TO DO: Copy the data precisely, character for character, and leave out every picture.

------ DATA EXTRACT ------

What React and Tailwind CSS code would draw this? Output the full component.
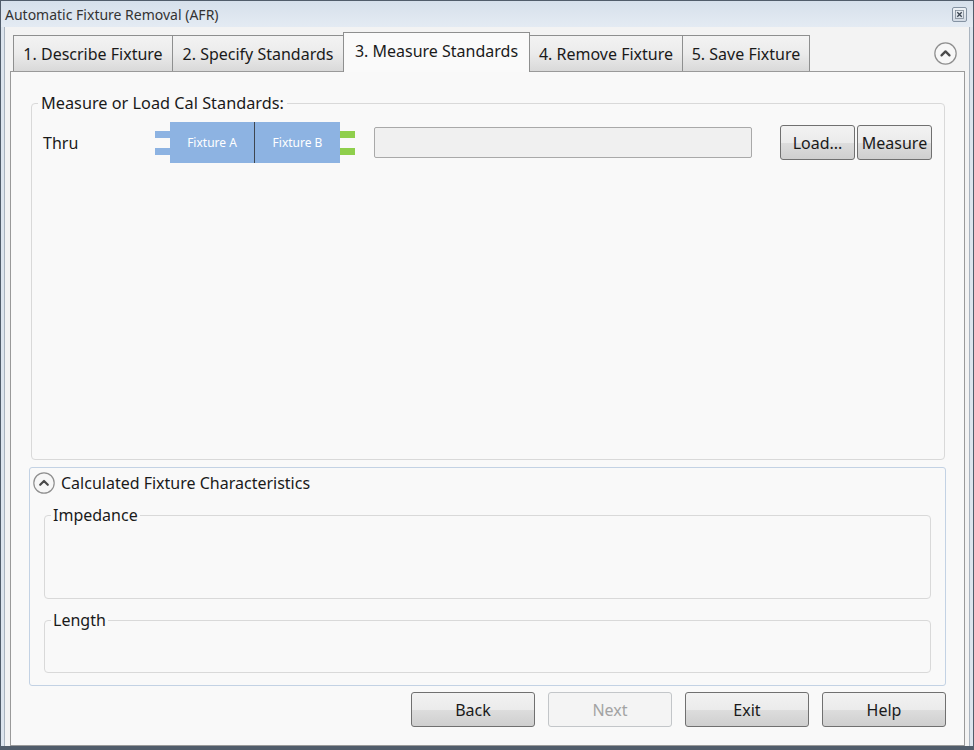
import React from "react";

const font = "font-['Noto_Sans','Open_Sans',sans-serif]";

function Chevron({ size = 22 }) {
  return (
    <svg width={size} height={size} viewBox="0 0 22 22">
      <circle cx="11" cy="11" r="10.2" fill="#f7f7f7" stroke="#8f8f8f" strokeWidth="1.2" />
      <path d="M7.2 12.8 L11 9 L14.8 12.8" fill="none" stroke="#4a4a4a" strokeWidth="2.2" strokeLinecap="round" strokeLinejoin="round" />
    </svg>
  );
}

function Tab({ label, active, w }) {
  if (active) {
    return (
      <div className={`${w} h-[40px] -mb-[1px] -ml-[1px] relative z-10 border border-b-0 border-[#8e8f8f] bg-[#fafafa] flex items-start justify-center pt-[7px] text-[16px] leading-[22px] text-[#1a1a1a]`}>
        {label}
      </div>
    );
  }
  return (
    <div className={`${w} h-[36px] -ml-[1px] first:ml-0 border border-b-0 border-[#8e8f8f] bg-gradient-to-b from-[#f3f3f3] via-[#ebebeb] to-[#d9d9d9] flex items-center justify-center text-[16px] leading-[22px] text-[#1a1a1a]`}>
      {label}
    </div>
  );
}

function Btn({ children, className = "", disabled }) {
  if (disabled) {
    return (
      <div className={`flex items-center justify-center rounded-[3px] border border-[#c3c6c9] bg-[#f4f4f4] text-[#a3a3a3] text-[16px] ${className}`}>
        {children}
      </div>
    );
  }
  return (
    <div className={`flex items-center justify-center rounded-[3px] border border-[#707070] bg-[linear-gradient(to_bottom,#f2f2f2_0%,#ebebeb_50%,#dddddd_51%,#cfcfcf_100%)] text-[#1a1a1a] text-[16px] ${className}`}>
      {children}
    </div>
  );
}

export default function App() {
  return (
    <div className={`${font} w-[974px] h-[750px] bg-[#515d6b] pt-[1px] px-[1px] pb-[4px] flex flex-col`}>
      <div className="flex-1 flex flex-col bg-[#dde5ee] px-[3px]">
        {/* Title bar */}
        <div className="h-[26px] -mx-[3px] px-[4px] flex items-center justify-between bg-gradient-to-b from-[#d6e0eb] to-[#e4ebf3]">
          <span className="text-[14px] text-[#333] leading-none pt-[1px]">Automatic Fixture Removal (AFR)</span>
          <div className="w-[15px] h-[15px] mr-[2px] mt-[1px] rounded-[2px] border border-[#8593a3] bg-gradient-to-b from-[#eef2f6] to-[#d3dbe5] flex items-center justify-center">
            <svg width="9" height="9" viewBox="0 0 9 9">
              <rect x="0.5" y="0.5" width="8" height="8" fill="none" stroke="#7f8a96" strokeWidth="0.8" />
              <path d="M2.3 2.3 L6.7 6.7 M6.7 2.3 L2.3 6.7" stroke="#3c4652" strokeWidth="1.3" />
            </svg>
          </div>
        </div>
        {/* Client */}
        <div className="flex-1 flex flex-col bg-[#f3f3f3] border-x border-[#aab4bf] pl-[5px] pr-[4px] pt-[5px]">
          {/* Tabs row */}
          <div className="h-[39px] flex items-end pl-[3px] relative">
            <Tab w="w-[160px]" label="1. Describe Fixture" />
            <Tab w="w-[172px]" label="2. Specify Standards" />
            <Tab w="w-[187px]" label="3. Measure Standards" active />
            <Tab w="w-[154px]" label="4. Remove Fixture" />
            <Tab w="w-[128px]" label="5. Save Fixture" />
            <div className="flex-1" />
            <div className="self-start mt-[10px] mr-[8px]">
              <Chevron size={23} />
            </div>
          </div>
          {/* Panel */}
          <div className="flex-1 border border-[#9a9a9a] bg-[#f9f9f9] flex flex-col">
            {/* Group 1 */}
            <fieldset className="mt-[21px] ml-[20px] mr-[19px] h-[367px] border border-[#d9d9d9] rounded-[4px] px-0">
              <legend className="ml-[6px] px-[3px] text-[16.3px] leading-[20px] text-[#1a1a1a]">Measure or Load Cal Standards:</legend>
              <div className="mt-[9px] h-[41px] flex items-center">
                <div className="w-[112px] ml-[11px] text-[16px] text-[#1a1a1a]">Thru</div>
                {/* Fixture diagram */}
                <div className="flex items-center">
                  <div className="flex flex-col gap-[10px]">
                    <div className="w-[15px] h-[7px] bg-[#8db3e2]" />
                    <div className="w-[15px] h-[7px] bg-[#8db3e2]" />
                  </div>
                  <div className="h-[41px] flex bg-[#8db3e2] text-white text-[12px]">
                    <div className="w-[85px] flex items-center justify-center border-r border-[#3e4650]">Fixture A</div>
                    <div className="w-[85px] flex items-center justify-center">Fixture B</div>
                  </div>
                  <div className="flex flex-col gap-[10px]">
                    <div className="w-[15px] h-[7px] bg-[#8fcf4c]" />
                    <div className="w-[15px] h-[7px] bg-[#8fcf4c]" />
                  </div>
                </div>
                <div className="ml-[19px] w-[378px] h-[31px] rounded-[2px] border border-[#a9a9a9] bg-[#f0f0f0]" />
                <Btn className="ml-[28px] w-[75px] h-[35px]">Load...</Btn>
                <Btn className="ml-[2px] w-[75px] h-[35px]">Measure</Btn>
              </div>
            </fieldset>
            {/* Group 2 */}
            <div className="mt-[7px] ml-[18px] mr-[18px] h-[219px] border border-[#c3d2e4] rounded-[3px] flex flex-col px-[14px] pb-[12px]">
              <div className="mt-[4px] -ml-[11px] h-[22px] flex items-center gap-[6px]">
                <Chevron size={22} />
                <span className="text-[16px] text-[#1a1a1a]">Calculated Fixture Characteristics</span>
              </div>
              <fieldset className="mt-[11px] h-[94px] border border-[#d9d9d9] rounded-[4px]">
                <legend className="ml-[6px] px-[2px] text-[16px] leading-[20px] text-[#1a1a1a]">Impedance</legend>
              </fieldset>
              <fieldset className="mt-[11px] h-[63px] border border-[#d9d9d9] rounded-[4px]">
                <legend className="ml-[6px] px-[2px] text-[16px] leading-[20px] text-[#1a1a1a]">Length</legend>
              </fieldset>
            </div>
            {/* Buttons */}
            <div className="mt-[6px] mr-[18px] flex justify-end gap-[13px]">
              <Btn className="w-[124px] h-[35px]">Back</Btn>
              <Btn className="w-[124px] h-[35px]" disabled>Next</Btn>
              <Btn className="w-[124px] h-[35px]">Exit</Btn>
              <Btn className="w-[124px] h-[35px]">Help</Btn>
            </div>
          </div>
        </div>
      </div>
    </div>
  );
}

------

CORRECT ANSWER:
What React and Tailwind CSS code would draw this? Output the full component.
import React from "react";

const font = "font-['Noto_Sans','Open_Sans',sans-serif]";

function Chevron({ size = 22 }) {
  return (
    <svg width={size} height={size} viewBox="0 0 22 22">
      <circle cx="11" cy="11" r="10.2" fill="#f7f7f7" stroke="#8f8f8f" strokeWidth="1.2" />
      <path d="M7.2 12.8 L11 9 L14.8 12.8" fill="none" stroke="#4a4a4a" strokeWidth="2.2" strokeLinecap="round" strokeLinejoin="round" />
    </svg>
  );
}

function Tab({ label, active, w }) {
  if (active) {
    return (
      <div className={`${w} h-[40px] -mb-[1px] -ml-[1px] relative z-10 border border-b-0 border-[#8e8f8f] bg-[#fafafa] flex items-start justify-center pt-[7px] text-[16px] leading-[22px] text-[#1a1a1a]`}>
        {label}
      </div>
    );
  }
  return (
    <div className={`${w} h-[36px] -ml-[1px] first:ml-0 border border-b-0 border-[#8e8f8f] bg-gradient-to-b from-[#f3f3f3] via-[#ebebeb] to-[#d9d9d9] flex items-center justify-center text-[16px] leading-[22px] text-[#1a1a1a]`}>
      {label}
    </div>
  );
}

function Btn({ children, className = "", disabled }) {
  if (disabled) {
    return (
      <div className={`flex items-center justify-center rounded-[3px] border border-[#c3c6c9] bg-[#f4f4f4] text-[#a3a3a3] text-[16px] ${className}`}>
        {children}
      </div>
    );
  }
  return (
    <div className={`flex items-center justify-center rounded-[3px] border border-[#707070] bg-[linear-gradient(to_bottom,#f2f2f2_0%,#ebebeb_50%,#dddddd_51%,#cfcfcf_100%)] text-[#1a1a1a] text-[16px] ${className}`}>
      {children}
    </div>
  );
}

export default function App() {
  return (
    <div className={`${font} w-[974px] h-[750px] bg-[#515d6b] pt-[1px] px-[1px] pb-[4px] flex flex-col`}>
      <div className="flex-1 flex flex-col bg-[#dde5ee] px-[3px]">
        {/* Title bar */}
        <div className="h-[26px] -mx-[3px] px-[4px] flex items-center justify-between bg-gradient-to-b from-[#d6e0eb] to-[#e4ebf3]">
          <span className="text-[14px] text-[#333] leading-none pt-[1px]">Automatic Fixture Removal (AFR)</span>
          <div className="w-[15px] h-[15px] mr-[2px] mt-[1px] rounded-[2px] border border-[#8593a3] bg-gradient-to-b from-[#eef2f6] to-[#d3dbe5] flex items-center justify-center">
            <svg width="9" height="9" viewBox="0 0 9 9">
              <rect x="0.5" y="0.5" width="8" height="8" fill="none" stroke="#7f8a96" strokeWidth="0.8" />
              <path d="M2.3 2.3 L6.7 6.7 M6.7 2.3 L2.3 6.7" stroke="#3c4652" strokeWidth="1.3" />
            </svg>
          </div>
        </div>
        {/* Client */}
        <div className="flex-1 flex flex-col bg-[#f3f3f3] border-x border-[#aab4bf] pl-[5px] pr-[4px] pt-[5px]">
          {/* Tabs row */}
          <div className="h-[39px] flex items-end pl-[3px] relative">
            <Tab w="w-[160px]" label="1. Describe Fixture" />
            <Tab w="w-[172px]" label="2. Specify Standards" />
            <Tab w="w-[187px]" label="3. Measure Standards" active />
            <Tab w="w-[154px]" label="4. Remove Fixture" />
            <Tab w="w-[128px]" label="5. Save Fixture" />
            <div className="flex-1" />
            <div className="self-start mt-[10px] mr-[8px]">
              <Chevron size={23} />
            </div>
          </div>
          {/* Panel */}
          <div className="flex-1 border border-[#9a9a9a] bg-[#f9f9f9] flex flex-col">
            {/* Group 1 */}
            <fieldset className="mt-[21px] ml-[20px] mr-[19px] h-[367px] border border-[#d9d9d9] rounded-[4px] px-0">
              <legend className="ml-[6px] px-[3px] text-[16.3px] leading-[20px] text-[#1a1a1a]">Measure or Load Cal Standards:</legend>
              <div className="mt-[9px] h-[41px] flex items-center">
                <div className="w-[112px] ml-[11px] text-[16px] text-[#1a1a1a]">Thru</div>
                {/* Fixture diagram */}
                <div className="flex items-center">
                  <div className="flex flex-col gap-[10px]">
                    <div className="w-[15px] h-[7px] bg-[#8db3e2]" />
                    <div className="w-[15px] h-[7px] bg-[#8db3e2]" />
                  </div>
                  <div className="h-[41px] flex bg-[#8db3e2] text-white text-[12px]">
                    <div className="w-[85px] flex items-center justify-center border-r border-[#3e4650]">Fixture A</div>
                    <div className="w-[85px] flex items-center justify-center">Fixture B</div>
                  </div>
                  <div className="flex flex-col gap-[10px]">
                    <div className="w-[15px] h-[7px] bg-[#8fcf4c]" />
                    <div className="w-[15px] h-[7px] bg-[#8fcf4c]" />
                  </div>
                </div>
                <div className="ml-[19px] w-[378px] h-[31px] rounded-[2px] border border-[#a9a9a9] bg-[#f0f0f0]" />
                <Btn className="ml-[28px] w-[75px] h-[35px]">Load...</Btn>
                <Btn className="ml-[2px] w-[75px] h-[35px]">Measure</Btn>
              </div>
            </fieldset>
            {/* Group 2 */}
            <div className="mt-[7px] ml-[18px] mr-[18px] h-[219px] border border-[#c3d2e4] rounded-[3px] flex flex-col px-[14px] pb-[12px]">
              <div className="mt-[4px] -ml-[11px] h-[22px] flex items-center gap-[6px]">
                <Chevron size={22} />
                <span className="text-[16px] text-[#1a1a1a]">Calculated Fixture Characteristics</span>
              </div>
              <fieldset className="mt-[11px] h-[94px] border border-[#d9d9d9] rounded-[4px]">
                <legend className="ml-[6px] px-[2px] text-[16px] leading-[20px] text-[#1a1a1a]">Impedance</legend>
              </fieldset>
              <fieldset className="mt-[11px] h-[63px] border border-[#d9d9d9] rounded-[4px]">
                <legend className="ml-[6px] px-[2px] text-[16px] leading-[20px] text-[#1a1a1a]">Length</legend>
              </fieldset>
            </div>
            {/* Buttons */}
            <div className="mt-[6px] mr-[18px] flex justify-end gap-[13px]">
              <Btn className="w-[124px] h-[35px]">Back</Btn>
              <Btn className="w-[124px] h-[35px]" disabled>Next</Btn>
              <Btn className="w-[124px] h-[35px]">Exit</Btn>
              <Btn className="w-[124px] h-[35px]">Help</Btn>
            </div>
          </div>
        </div>
      </div>
    </div>
  );
}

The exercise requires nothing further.